The conflict raged for thirty years. Another rebel leader, Viswanathan Panchadcharan, far more ruthless and organized than the last, led a sophisticated militant campaign in the north and east. He fought for a separate state for the minorities on the grounds that they were being discriminated by the majority ruling governments. Once again, the government retaliated. Once again, the forces were mobilized. By 2009, that war too ended, bloody and decisive, with the death of the militant leader, Viswa, and the island, battered and broken, fell silent. Hundreds of thousands of people from the minority communities sought refuge in Australia, the UK, Europe, USA, and Canada. The nation lost some of its best minds. In both conflicts, that failed badly, the militants did have many justifiable reasons to fight with a view to usurp the prevailing regimes and seek redress, rights, and dignity as all the governments who ruled after independence were immersed in corruption, greed, and totally self serving.

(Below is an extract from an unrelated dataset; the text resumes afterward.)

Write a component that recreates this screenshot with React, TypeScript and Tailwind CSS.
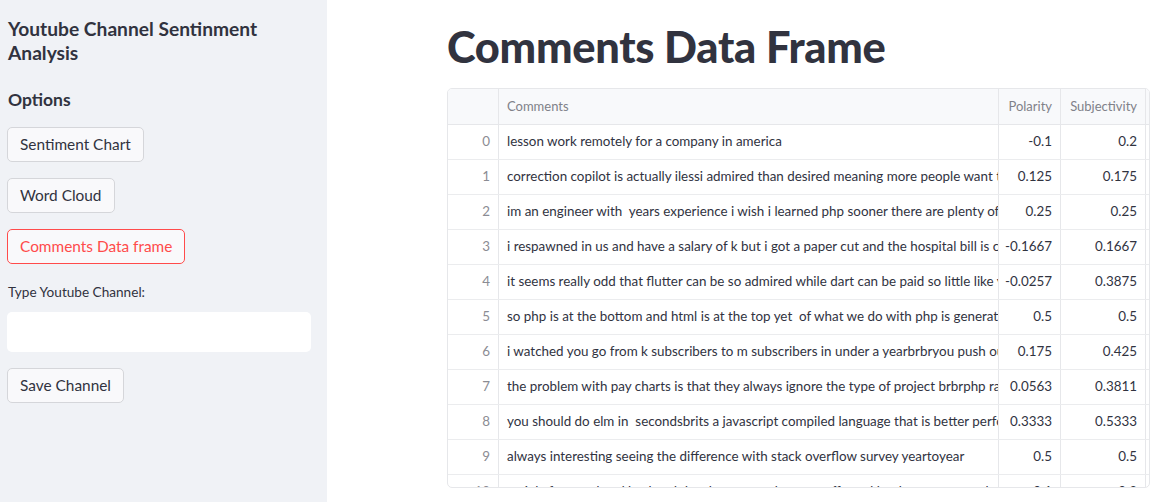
const rows = [
  ["lesson work remotely for a company in america", "-0.1", "0.2"],
  ["correction copilot is actually ilessi admired than desired meaning more people want to use it than actually do", "0.125", "0.175"],
  ["im an engineer with  years experience i wish i learned php sooner there are plenty of php jobs everywhere", "0.25", "0.25"],
  ["i respawned in us and have a salary of k but i got a paper cut and the hospital bill is costing me more", "-0.1667", "0.1667"],
  ["it seems really odd that flutter can be so admired while dart can be paid so little like you said", "-0.0257", "0.3875"],
  ["so php is at the bottom and html is at the top yet  of what we do with php is generating html", "0.5", "0.5"],
  ["i watched you go from k subscribers to m subscribers in under a yearbrbryou push out great content", "0.175", "0.425"],
  ["the problem with pay charts is that they always ignore the type of project brbrphp ranks low because", "0.0563", "0.3811"],
  ["you should do elm in  secondsbrits a javascript compiled language that is better performing and safer", "0.3333", "0.5333"],
  ["always interesting seeing the difference with stack overflow survey yeartoyear", "0.5", "0.5"],
  ["mainly frontend and backend developers are the most affected by the current market in my experience", "0.1", "0.3"],
];

const font = { fontFamily: '"Lato", "Liberation Sans", sans-serif' };

const SideButton = ({ label, active }: { label: string; active?: boolean }) => (
  <button
    className={
      active
        ? "h-[35px] px-[12px] rounded-[5px] border border-[#ff4b4b] bg-[#f9f9fb] text-[#ff4b4b] text-[15.4px] w-fit"
        : "h-[35px] px-[12px] rounded-[5px] border border-[#d5d6da] bg-[#f9f9fb] text-[#31333f] text-[15.4px] w-fit"
    }
  >
    {label}
  </button>
);

export default function App() {
  return (
    <div className="flex w-[1168px] h-[502px] overflow-hidden bg-white text-[#31333f]" style={font}>
      <aside className="w-[327px] shrink-0 bg-[#f0f2f6] px-[7px] pt-[17px]">
        <h2 className="text-[19.2px] font-bold leading-[24px] pl-[1px]">
          Youtube Channel Sentinment Analysis
        </h2>
        <h3 className="text-[17.5px] font-bold mt-[23px] leading-[24px] pl-[1px]">Options</h3>
        <div className="flex flex-col gap-[16px] mt-[15px]">
          <SideButton label="Sentiment Chart" />
          <SideButton label="Word Cloud" />
          <SideButton label="Comments Data frame" active />
        </div>
        <p className="text-[13.6px] mt-[19px] leading-[18px] pl-[1px]">Type Youtube Channel:</p>
        <div className="mt-[11px] h-[40px] w-[304px] rounded-[5px] bg-white" />
        <div className="mt-[16px]">
          <SideButton label="Save Channel" />
        </div>
      </aside>

      <main className="flex-1 pl-[120px] pt-[18px]">
        <h1 className="text-[43.4px] font-black leading-[56px] tracking-[-0.3px]">Comments Data Frame</h1>
        <div className="mt-[14px] w-[703px] h-[400px] overflow-hidden rounded-[5px] border border-[#e6e7ea]">
          <div className="grid grid-cols-[51px_500px_62px_85px_1fr] h-[36px] bg-[#f8f9fb] border-b border-[#e6e7ea] text-[13px] text-[#808189]">
            <div className="border-r border-[#e6e7ea]" />
            <div className="border-r border-[#e6e7ea] flex items-center px-[8px]">Comments</div>
            <div className="border-r border-[#e6e7ea] flex items-center justify-end px-[8px]">Polarity</div>
            <div className="border-r border-[#e6e7ea] flex items-center justify-end px-[8px]">Subjectivity</div>
            <div />
          </div>
          {rows.map((r, i) => (
            <div
              key={i}
              className="grid grid-cols-[51px_500px_62px_85px_1fr] h-[35px] border-b border-[#ebecee] text-[13.4px]"
            >
              <div className="border-r border-[#e6e7ea] flex items-center justify-end px-[8px] pb-[2px] text-[#8b8c93]">{i}</div>
              <div className="border-r border-[#e6e7ea] flex items-center pl-[8px] pb-[2px] whitespace-pre overflow-hidden">{r[0]}</div>
              <div className="border-r border-[#e6e7ea] flex items-center justify-end px-[8px] pb-[2px]">{r[1]}</div>
              <div className="border-r border-[#e6e7ea] flex items-center justify-end px-[8px] pb-[2px]">{r[2]}</div>
              <div />
            </div>
          ))}
        </div>
      </main>
    </div>
  );
}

Mahen, now a seasoned professional with silver in his hair, watched it all from afar with a heavy heart. He had returned once, briefly, for a funeral in 1993, but the sight of barbed wire and military patrols shook him deeply. “We can’t raise our children here,” he told Malkanthi.

After completing their contracts, and with their daughters now educated and grown, Mahen and Malkanthi applied to migrate to the UK, where Anusha was already working as a pharmacist in London. In 2018, after decades of toil, they arrived at Heathrow, older, slower, but finally free of the anxieties that had shadowed their youth.

They moved into a quiet flat in Wimbledon, with flowering cherry trees outside bordered by a white picket fence running all around, and the laughter of their grandchildren filling the rooms. Mahen volunteered at a local library. Malkanthi joined a Tamil-Sinhalese cultural association. They cooked kiri bath on Sundays and shared stories of Colombo’s old trams, of the big match cricket at the Oval, evening walks on Galle Face Green, train rides to Kandy on the Udarata Menike, and of moonstone moments by the beaches at Wellawatte.

Sometimes, Mahen would sit by the window with a cup of strong Ceylon tea and stare into the distance. The London rain would fall soft and grey. The weather was always cold and grey unlike the tropical climes of Colombo. He thought of his old banking branch, of his father’s transistor radio on which they listened to cricket commentary, of Ranjit Wijesundera’s last stand in the hills and the bloody end to the 30 year ethnic conflict.

So much had been lost. So many sacrifices made.

But peace, however delayed, had come. At a huge cost.

And Mahen, once a young banking assistant working away under fluorescent lights, had weathered it all, with dignity, love, and the quiet strength of a man who had never stopped building, no matter how often the world fell apart.

Returning to Colombo on a holiday in December, Mahen found so many changes in the city. Massive condominiums had erupted down every street in the old capital. Businesses had given rise to massive star hotels in the Fort and Galle Face. A new Port City was under construction on land reclaimed from the sea with the support of the Chinese government. The place looked like it was ready to take off into a new Singapore in the Indian Ocean. The potential was staring the people in the face.

Unfortunately, the political climate never changed. The same old politicians with new names and faces kept on taking power in government and failed to deliver. There was more brain drain as the intellectuals chose to migrate seeking greener pastures and a peaceful life, overseas, for their families.